ROME— Every Wednesday after his weekly General Audience, Pope Francis takes time to greet some of the “VIP” guests located to the side of the stage in St. Peter’s Square, which usually means the elderly and infirm.

This week, among those present was a 13-year old quadriplegic Argentine writer who was in Italy to receive a prestigious literary award.

Her name is Veronica Cantero Burroni, from Campana, out the outskirts of Buenos Aires, Francis’ former archdiocese. On Monday she’d been to the southern Italian city of Naples to receive the Elsa Morante Award for her book, The Shadows Thief.

Also awarded in the ceremony was Italian journalist and long-time Vatican-watcher Andrea Tornielli, for the book he co-wrote with Pope Francis, “The Name of God is Mercy.”

At her very young age, and from the wheelchair she’s been confined to since she was born in 2002, she has written five books.

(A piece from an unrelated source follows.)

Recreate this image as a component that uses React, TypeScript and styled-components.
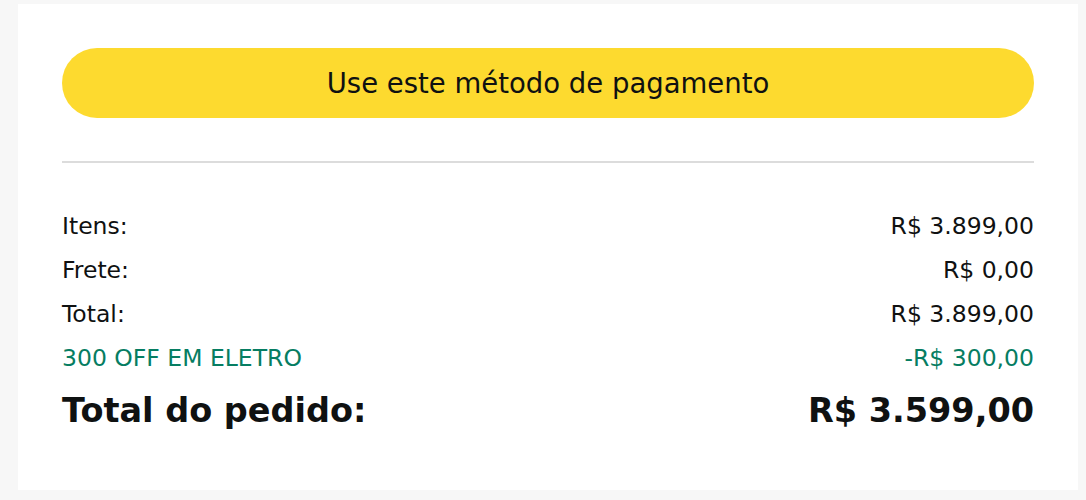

Veronica was a triplet, and complication in the birth caused her and one of her brothers neurological damage which affects her motor skills, which hasn’t kept her from writing and publishing books since she was eight-years-old.

When she met the pope on Wednesday, she presented him with a copy of The Shadows Thief, and in classic Argentine-style, a hug.

According to Tornielli, Cantero dedicated the book to Francis with the following words:

“Dear Pope Francis, I dedicate this book to you to thank you for everything you’ve taught me! You taught me to use my glass eye and my flesh eye, because this is a dream for me, a dream that I live from now on. I thank God for this, and for everything.”

The eye reference comes from Francis’ visit to Cuba last September, where, speaking with local youth, he mentioned a “Latin American writer” who used to say: “People have two eyes, one made of flesh and one made of glass. With the eye of flesh, we see what we look at. With the eye made of glass, we see what we dream of.”

Speaking to the Argentine newspaper La Nanción, Cantero said the pope said he’d been told she’s a really good writer, and as usual, asked her to pray for him.

“From the hug he gave me, I realized that he loved me,” she said.

Before greeting Cantero, Francis spoke about humility, saying it’s God’s “weakness.”

“God has one weakness: He has a weakness for the humble ones. In front of a humble heart, God opens his heart fully,” he told the 15,000 pilgrims gathered for his weekly general audience in St. Peter’s Square.

“If God prefers humility, it is not to debase ourselves. Humility is rather the necessary condition in order to be raised up by him so as to experience the mercy that comes to fill our emptiness,” the pope said.